What it means… for drivers

The 5p per litre cut in fuel duty is being extended until the end of August 2026 – after this, rates will then gradually return to March 2022 levels by March 2027.

This is good news for drivers for now, but it means prices at the pump will likely go up when the 5p cut is tapered away. Fuel duty is a tax on road fuels, heating oils, and other fuels and it is included in the pump price for petrol and diesel.

Rachel Reeves has also announced that from April 2028, drivers of battery electric cars will be hit by a 3p per mile tax, while drivers of plug-in hybrids will be charged 1.5p per mile.

The average EV driver will pay about £240 per year, according to the Treasury.

What it means… for smokers and drinkers

The price of smoking and drinking continues will become even more expensive after the Budget.

Tobacco duty, which is passed down into what you pay in the shop, will rise by RPI inflation plus two percentage points from 6pm today.

Alcohol duty will rise in line with RPI inflation, with the increase set to kick in from February next year. Most alcohol duty rates increased by RPI at 3.6% this February.

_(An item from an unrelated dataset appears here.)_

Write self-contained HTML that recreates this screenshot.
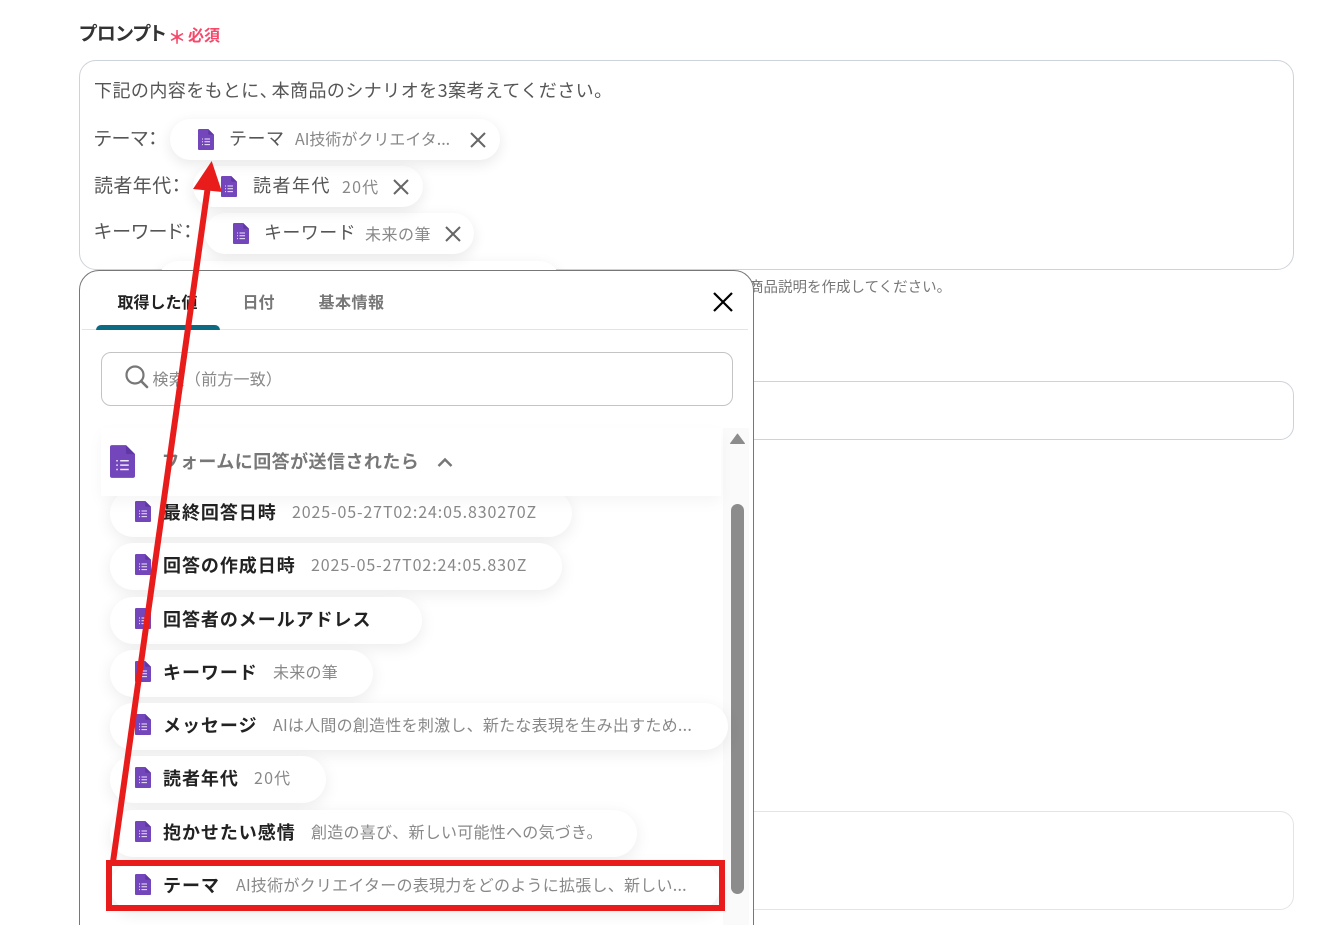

What it means… for first-time buyers

The government will consult on reforming the Lifetime ISA and the possibility of replacing it with a new product for first-time buyers.

The Lifetime ISA is a type of savings account where the government gives you a 25% bonus on your savings. You can save up to £4,000 each tax year into a Lifetime ISA – so the maximum bonus you can get each year is £1,000.

But you can only use this product for your first home or retirement. If you access your funds for any other reason, you face a a 25% withdrawal penalty which not only wipes out the bonus, but also part of your original savings.

Martin Lewis has been calling on the government to overhaul the fine, and to raise the property threshold for the Lifetime ISA. You can only use the Lifetime ISA if you’re buying a home worth under £450,000.